After reading “My Lost Love,” this piece felt like returning to familiar Lu Xun terrain.

He opens with stark theatrical imagery:

two naked people holding blades, standing opposite each other in a vast wilderness.

Will they embrace or kill?

A crowd gathers, hungry to consume whichever extreme appears.

The Counterintuitive Move

The two figures do neither.

No embrace, no murder, no dramatic release.

They remain in sustained confrontation.

That non-action becomes a form of revenge.

The spectators, deprived of emotional spectacle, dry out. Their appetite turns against itself.

The protagonists, meanwhile, keep a strange inner intensity.

Why This Is Brutal

Lu Xun contrasts living bodies (warm blood, thin skin) with parasitic crowd imagery.

The audience looks “decent” but carries no responsibility. They want sensation without risk.

When denied consumable drama, they collapse into boredom and sterility.

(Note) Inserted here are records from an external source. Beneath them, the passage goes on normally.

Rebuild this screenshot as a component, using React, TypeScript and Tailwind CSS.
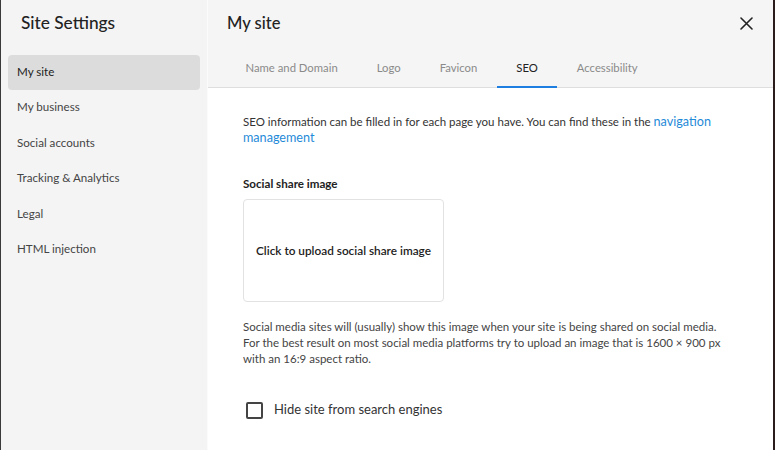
import React from "react";

const navItems = ["My site", "My business", "Social accounts", "Tracking & Analytics", "Legal", "HTML injection"];
const tabs = ["Name and Domain", "Logo", "Favicon", "SEO", "Accessibility"];

export default function App() {
  return (
    <div
      className="w-[775px] h-[450px] flex overflow-hidden bg-white text-[#333]"
      style={{ fontFamily: "Lato, 'Noto Sans', sans-serif" }}
    >
      <div className="w-[1px] bg-[#3a3a3a]" />
      <aside className="w-[206px] bg-[#f4f4f4] flex flex-col">
        <div className="h-[46px] flex items-center pl-[20px] text-[17.3px] text-[#222] font-medium">Site Settings</div>
        <nav className="flex flex-col px-[7px] pt-[9px]">
          {navItems.map((item, i) => (
            <div
              key={item}
              className={`h-[35.4px] flex items-center pl-[9px] pb-[2px] text-[11.6px] rounded-[4px] ${
                i === 0 ? "bg-[#dcdcdc] text-[#222]" : "text-[#444]"
              }`}
            >
              {item}
            </div>
          ))}
        </nav>
      </aside>
      <div className="w-[1px] bg-[#fbfbfb]" />
      <main className="flex-1 flex flex-col">
        <header className="h-[88px] bg-[#f5f5f5] border-b border-[#dedede] flex flex-col">
          <div className="h-[46px] flex items-center justify-between pl-[19px] pr-[19px]">
            <span className="text-[16.5px] text-[#222] font-medium">My site</span>
            <svg width="13" height="13" viewBox="0 0 13 13" className="mr-[1px]">
              <path d="M1 1L12 12M12 1L1 12" stroke="#222" strokeWidth="1.6" strokeLinecap="round" />
            </svg>
          </div>
          <div className="flex flex-1 pl-[18px]">
            {tabs.map((t) => (
              <div
                key={t}
                className={`px-[19.5px] pt-[4px] flex items-center text-[11.3px] border-b-2 -mb-[1px] ${
                  t === "SEO" ? "border-[#1f7fe0] text-[#222]" : "border-transparent text-[#8a8a8a]"
                }`}
              >
                {t}
              </div>
            ))}
          </div>
        </header>
        <section className="flex-1 pl-[35px] pr-[40px] pt-[26px]">
          <p className="text-[11.5px] leading-[16px] text-[#333]">
            SEO information can be filled in for each page you have. You can find these in the{" "}
            <span className="text-[12.6px] leading-[12px] text-[#1f8ad8]">navigation management</span>
          </p>
          <div className="mt-[29px] text-[11.6px] font-bold text-[#222]">Social share image</div>
          <div className="mt-[7px] w-[201px] h-[103px] border border-[#e2e2e2] rounded-[4px] flex items-center justify-center text-[11.8px] font-semibold text-[#222]">
            Click to upload social share image
          </div>
          <p className="mt-[17px] text-[11.5px] leading-[16px] text-[#444]">
            Social media sites will (usually) show this image when your site is being shared on social media.
            <br />
            For the best result on most social media platforms try to upload an image that is 1600 × 900 px
            <br />
            with an 16:9 aspect ratio.
          </p>
          <label className="mt-[33px] flex items-center gap-[11px] pl-[3px]">
            <span className="w-[17px] h-[17px] border-2 border-[#444] rounded-[2px] bg-white" />
            <span className="text-[13px] text-[#333]">Hide site from search engines</span>
          </label>
        </section>
      </main>
      <div className="w-[2px] bg-[#2a1c1c]" />
    </div>
  );
}
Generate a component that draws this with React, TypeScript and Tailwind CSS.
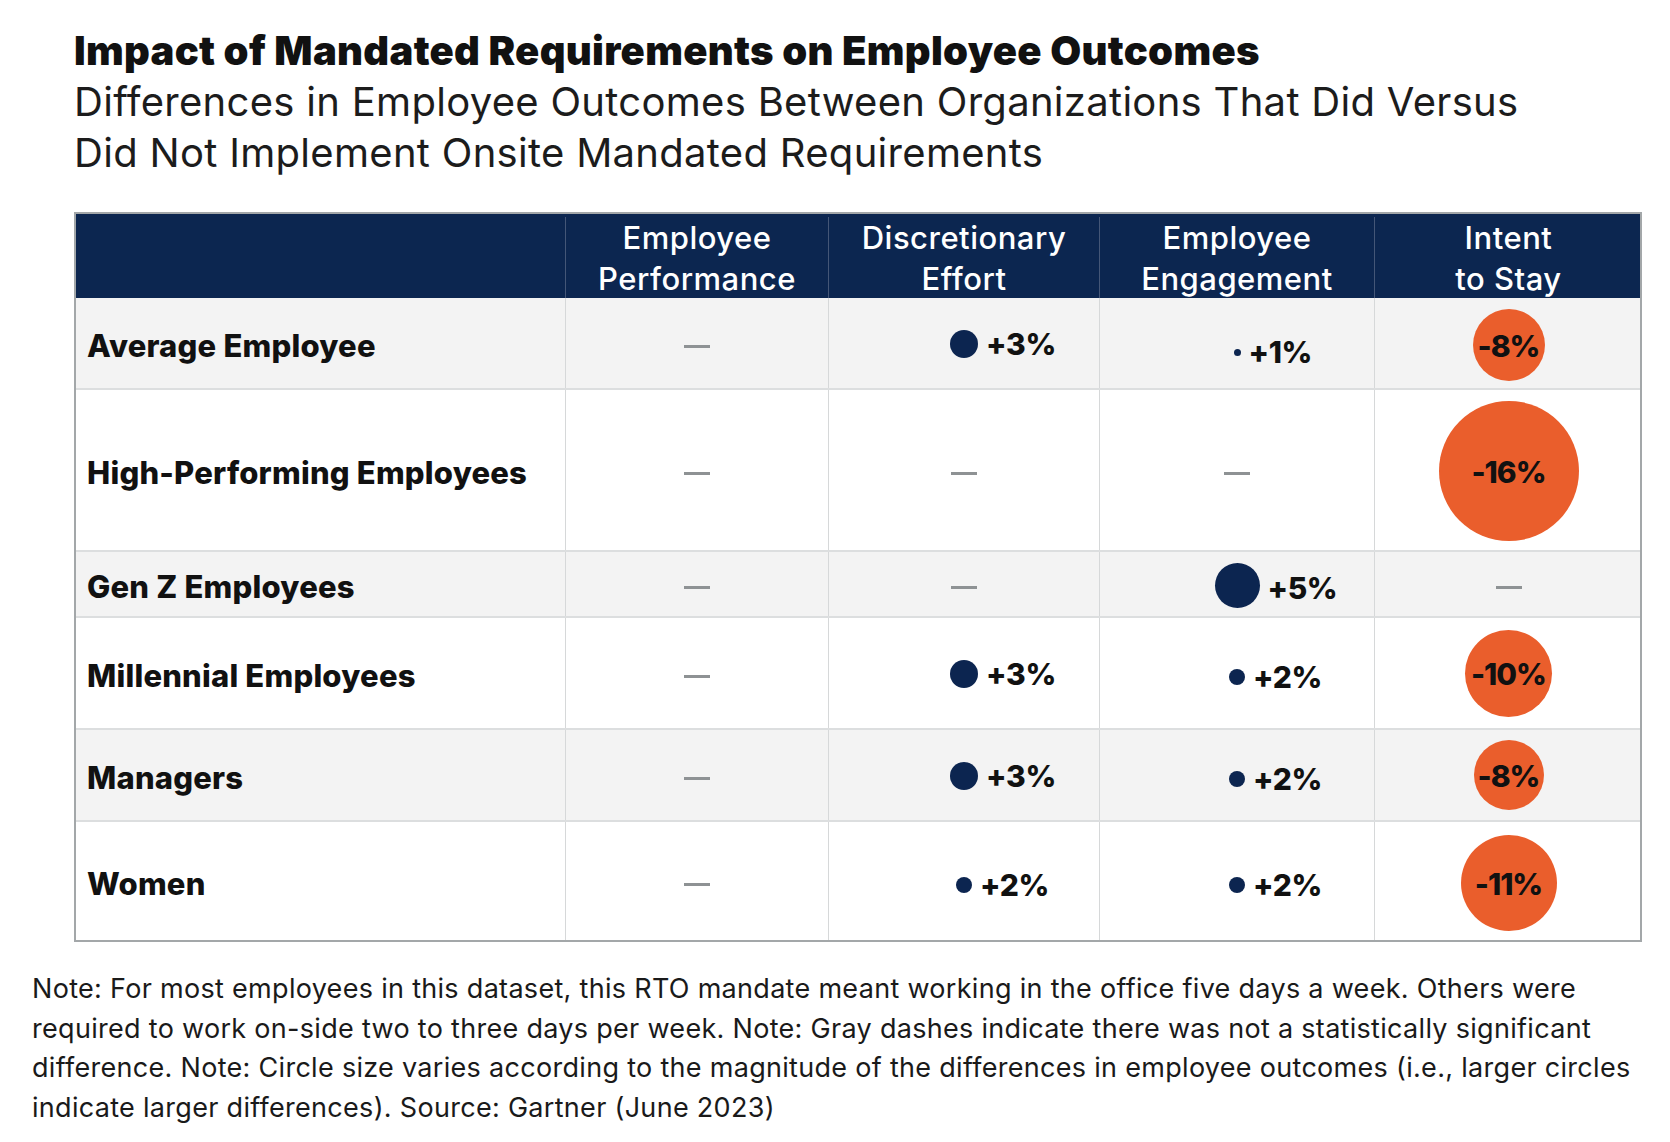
import React from "react";

type Cell = { value: string; dot: string; shift?: string; textShift?: string } | null;

type Row = {
  label: string;
  height: string;
  bg: string;
  perf: Cell;
  disc: Cell;
  eng: Cell;
  stay: Cell;
};

const rows: Row[] = [
  {
    label: "Average Employee",
    height: "h-[92px]",
    bg: "bg-[#f3f3f3]",
    perf: null,
    disc: { value: "+3%", dot: "size-[28px]", shift: "translate-y-[1px]", textShift: "translate-y-[1px]" },
    eng: { value: "+1%", dot: "size-[7px]", shift: "translate-y-[9px]", textShift: "translate-y-[9px]" },
    stay: { value: "-8%", dot: "size-[72px] translate-y-[2px]" },
  },
  {
    label: "High-Performing Employees",
    height: "h-[162px]",
    bg: "bg-white",
    perf: null,
    disc: null,
    eng: null,
    stay: { value: "-16%", dot: "size-[140px] translate-y-[1px]" },
  },
  {
    label: "Gen Z Employees",
    height: "h-[66px]",
    bg: "bg-[#f3f3f3]",
    perf: null,
    disc: null,
    eng: { value: "+5%", dot: "size-[45px]", shift: "translate-y-[1px]", textShift: "translate-y-[4px]" },
    stay: null,
  },
  {
    label: "Millennial Employees",
    height: "h-[112px]",
    bg: "bg-white",
    perf: null,
    disc: { value: "+3%", dot: "size-[28px]", shift: "translate-y-[1px]", textShift: "translate-y-[1px]" },
    eng: { value: "+2%", dot: "size-[16px]", shift: "translate-y-[4px]", textShift: "translate-y-[4px]" },
    stay: { value: "-10%", dot: "size-[87px]" },
  },
  {
    label: "Managers",
    height: "h-[92px]",
    bg: "bg-[#f3f3f3]",
    perf: null,
    disc: { value: "+3%", dot: "size-[28px]", shift: "translate-y-[1px]", textShift: "translate-y-[1px]" },
    eng: { value: "+2%", dot: "size-[16px]", shift: "translate-y-[4px]", textShift: "translate-y-[4px]" },
    stay: { value: "-8%", dot: "size-[70px]" },
  },
  {
    label: "Women",
    height: "h-[118px]",
    bg: "bg-white",
    perf: null,
    disc: { value: "+2%", dot: "size-[16px]", shift: "translate-y-[4px]", textShift: "translate-y-[4px]" },
    eng: { value: "+2%", dot: "size-[16px]", shift: "translate-y-[4px]", textShift: "translate-y-[4px]" },
    stay: { value: "-11%", dot: "size-[96px] translate-y-[2px]" },
  },
];

const cols = "grid grid-cols-[490px_263px_271px_275px_267px]";

function Dash() {
  return <div className="h-[3px] w-[26px] translate-y-[3px] bg-[#8e9294]" />;
}

function DotCell({ cell }: { cell: Cell }) {
  if (!cell) {
    return (
      <div className="flex items-center justify-center border-r border-[#d6d8d9]">
        <Dash />
      </div>
    );
  }
  return (
    <div className="grid grid-cols-[1fr_auto_1fr] items-center border-r border-[#d6d8d9]">
      <div />
      <div className={`rounded-full bg-[#0c2550] ${cell.dot} ${cell.shift ?? ""}`} />
      <div className={`pl-[8px] text-[30px] font-extrabold tracking-[-0.4px] text-[#111] ${cell.textShift ?? ""}`}>
        {cell.value}
      </div>
    </div>
  );
}

function StayCell({ cell }: { cell: Cell }) {
  if (!cell) {
    return (
      <div className="flex items-center justify-center">
        <Dash />
      </div>
    );
  }
  return (
    <div className="flex items-center justify-center">
      <div
        className={`flex items-center justify-center rounded-full bg-[#ea5e2c] text-[30px] font-extrabold tracking-[-1px] text-[#111] ${cell.dot}`}
      >
        <span className="translate-y-[1px]">{cell.value}</span>
      </div>
    </div>
  );
}

export default function App() {
  return (
    <div className="min-h-[1142px] w-[1670px] bg-white font-['Inter','Noto_Sans',sans-serif] text-[#111]">
      <div className="pl-[74px] pt-[28px]">
        <h1 className="text-[40px] font-black leading-[46px] tracking-[0.3px]">
          Impact of Mandated Requirements on Employee Outcomes
        </h1>
        <p className="mt-[2px] text-[40px] leading-[51px] tracking-[0.3px] text-[#1c1c1c]">
          Differences in Employee Outcomes Between Organizations That Did Versus
          <br />
          Did Not Implement Onsite Mandated Requirements
        </p>

        <div className="mt-[34px] w-[1568px] border-2 border-[#a3a7a9]">
          <div className={`${cols} h-[84px] bg-[#0c2650] pt-[3px] text-center text-[31px] font-medium leading-[41px] tracking-[0.5px] text-white`}>
            <div className="border-r border-[#445677]" />
            <div className="flex items-center justify-center border-r border-[#445677]">
              Employee
              <br />
              Performance
            </div>
            <div className="flex items-center justify-center border-r border-[#445677]">
              Discretionary
              <br />
              Effort
            </div>
            <div className="flex items-center justify-center border-r border-[#445677]">
              Employee
              <br />
              Engagement
            </div>
            <div className="flex items-center justify-center">
              Intent
              <br />
              to Stay
            </div>
          </div>

          {rows.map((row, i) => (
            <div
              key={row.label}
              className={`${cols} ${row.height} ${row.bg} ${i < rows.length - 1 ? "border-b-2 border-[#dcdedf]" : ""}`}
            >
              <div className="flex items-center border-r border-[#d6d8d9] pl-[11px] pt-[6px] text-[31px] font-extrabold tracking-[0.2px]">
                {row.label}
              </div>
              <DotCell cell={row.perf} />
              <DotCell cell={row.disc} />
              <DotCell cell={row.eng} />
              <StayCell cell={row.stay} />
            </div>
          ))}
        </div>
      </div>

      <p className="mt-[27px] pl-[32px] text-[27px] leading-[39.5px] tracking-[0.3px] text-[#1a1a1a]">
        Note: For most employees in this dataset, this RTO mandate meant working in the office five days a week. Others were
        <br />
        required to work on-side two to three days per week. Note: Gray dashes indicate there was not a statistically significant
        <br />
        difference. Note: Circle size varies according to the magnitude of the differences in employee outcomes (i.e., larger circles
        <br />
        indicate larger differences). Source: Gartner (June 2023)
      </p>
    </div>
  );
}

In that sense, refusal is an attack.

Contemporary Echo

The same spectator logic exists today:

  • in social life,
  • in online discourse,
  • in performative outrage cycles.

People often want your breakdown, your scandal, your spectacle.

Lu Xun’s lesson is not simple retreat.

It is composure under scrutiny.

If you stop feeding the crowd, their gaze loses power.

Stand steadily in your own center, and even hostile attention can become stage light.